Design and construction
- Architects: Benjamin Woo Architects, LLC. Guerin Glass Architects
- Developer: Irongate AZREP LLC
- Structural engineer: Baldridge & Associates Structural Engineering, Inc.

= Ka Laʻi Waikīkī Beach Hotel =

Condo-hotel in Honolulu, Hawaii

Ka Laʻi Waikīkī Beach, formerly the Trump International Hotel Waikiki, is a condo-hotel in Honolulu, Hawaii. The hotel is part of the LXR Hotels & Resorts division of Hilton Hotels & Resorts. It is 350 ft tall, 775000 sqft tower with a total of about 462 units. The building includes a spa and dining space, as well as a fitness center, library, lobby bar, cafe, parking and 6th floor ocean view residential and hotel lobby.

==History==
In 2005, Outrigger Hotels & Resorts was negotiating with several developers about a project for the site. Irongate, a Los Angeles-based real estate development and investment company, purchased the development rights for the property later that year. Donald Trump's company, The Trump Organization, later partnered with Irongate to develop a project on the site. On May 31, 2006, Trump announced plans for Trump International Hotel and Tower Waikiki Beach Walk, to be built on the property. Construction was to begin in early 2007, with completion planned for early 2009.

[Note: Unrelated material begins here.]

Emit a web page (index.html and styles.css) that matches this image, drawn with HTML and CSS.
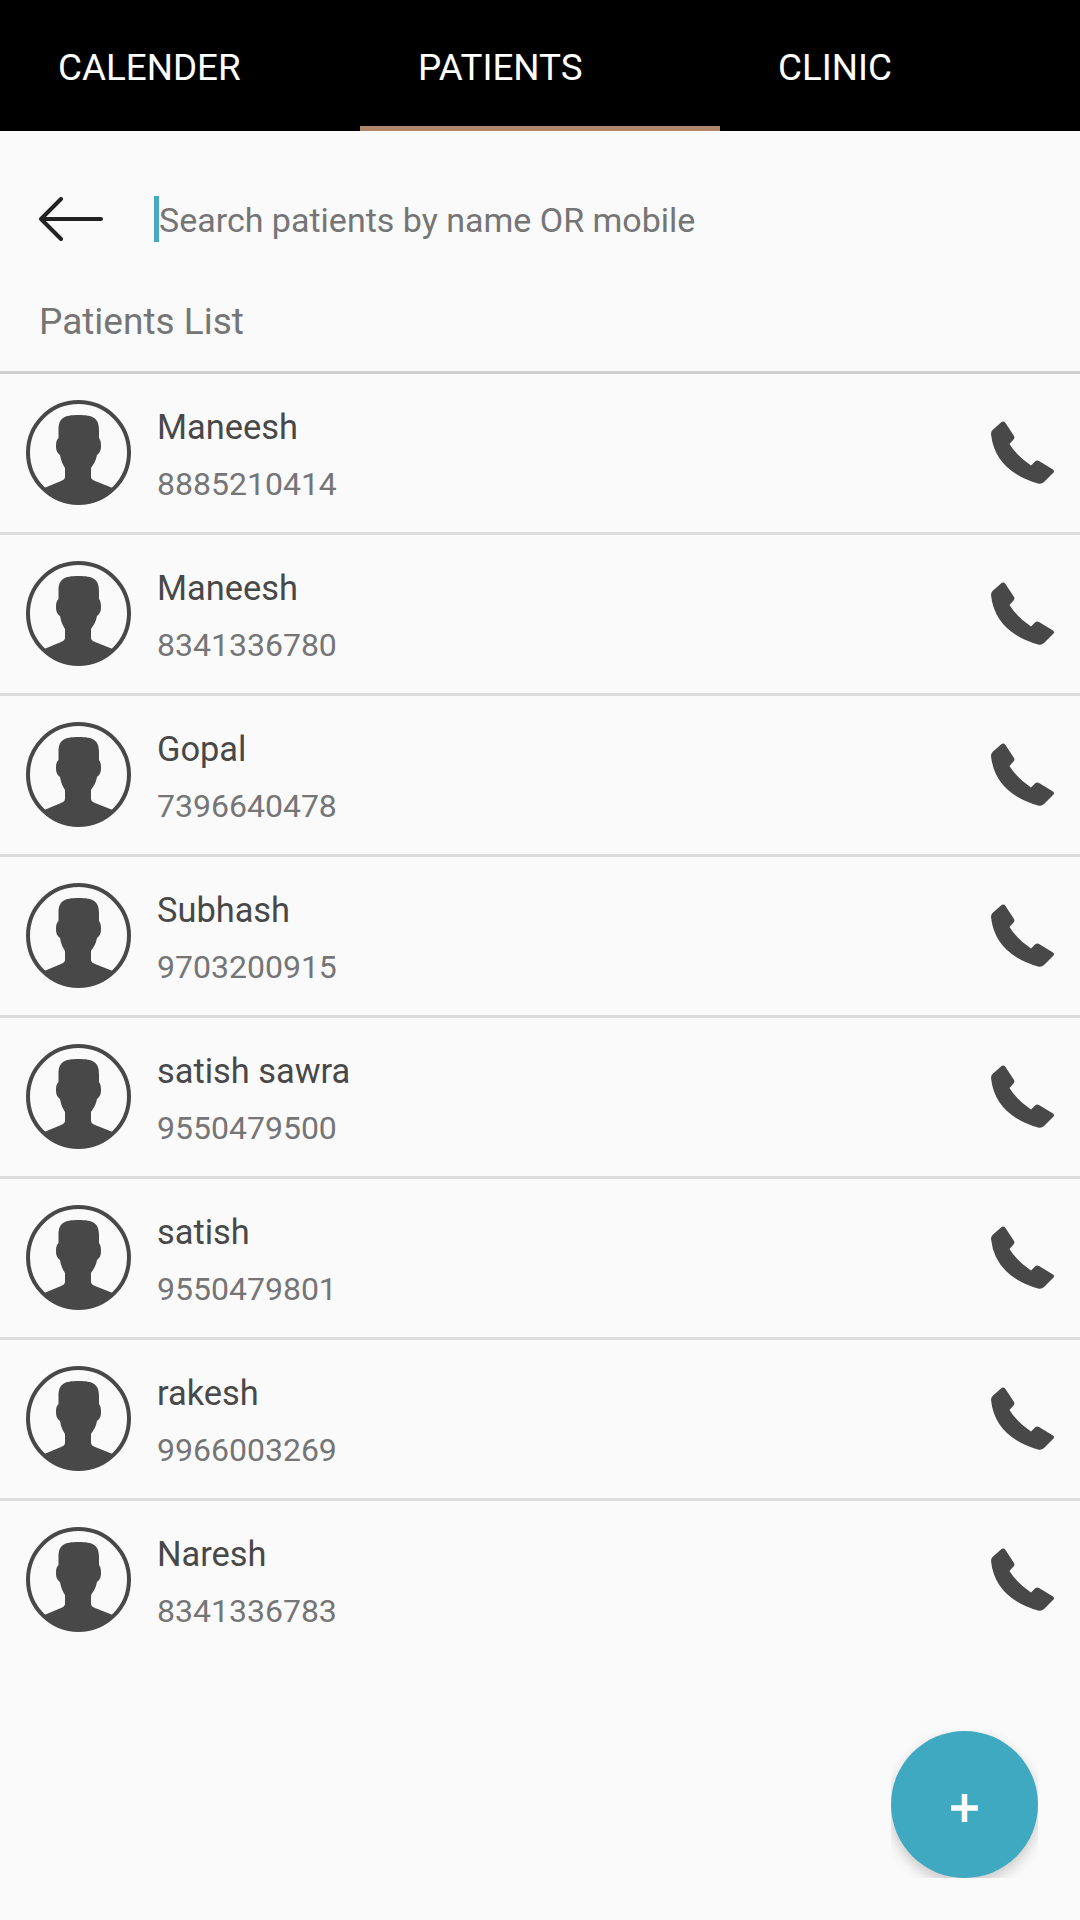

In July 2006, demolition of the Royal Islander and Reef Lanai hotels made room for Trump Waikiki. On November 10, 2006, almost three full years before completion, all 462 units were pre-sold in one day for a total of $700 million, or $1.5 million on average. The building opened on November 1, 2009, and by February 2010, 361 of the hotel-condominium's 462 units were still vacant due to "an internal matter with the financing of the building."

Although a part of the global Trump Hotels chain, the property was not owned by or developed by, and did not contain property sold by Donald Trump, The Trump Organization, or any of their affiliates. The hotel's owner, Irongate, licensed the Trump name from Trump Marks Waikiki LLC.

In November 2023, it was announced that the hotel, by then known as Trump International Hotel Waikiki, would rebrand in 2024 as part of Hilton Hotels & Resorts LXR Hotels & Resorts division, after the hotel's owners bought out a licensing agreement with the Trump Organization. The new name was announced as Wakea Waikiki Beach, for the god Wākea. Soon after, the name generated controversy in the Native Hawaiian community, with criticism of cultural appropriation. As a result, the hotel announced that a different name would be chosen.

The hotel was rebranded on February 7, 2024, as Ka Laʻi Waikiki Beach. It underwent a $100 million renovation in 2026.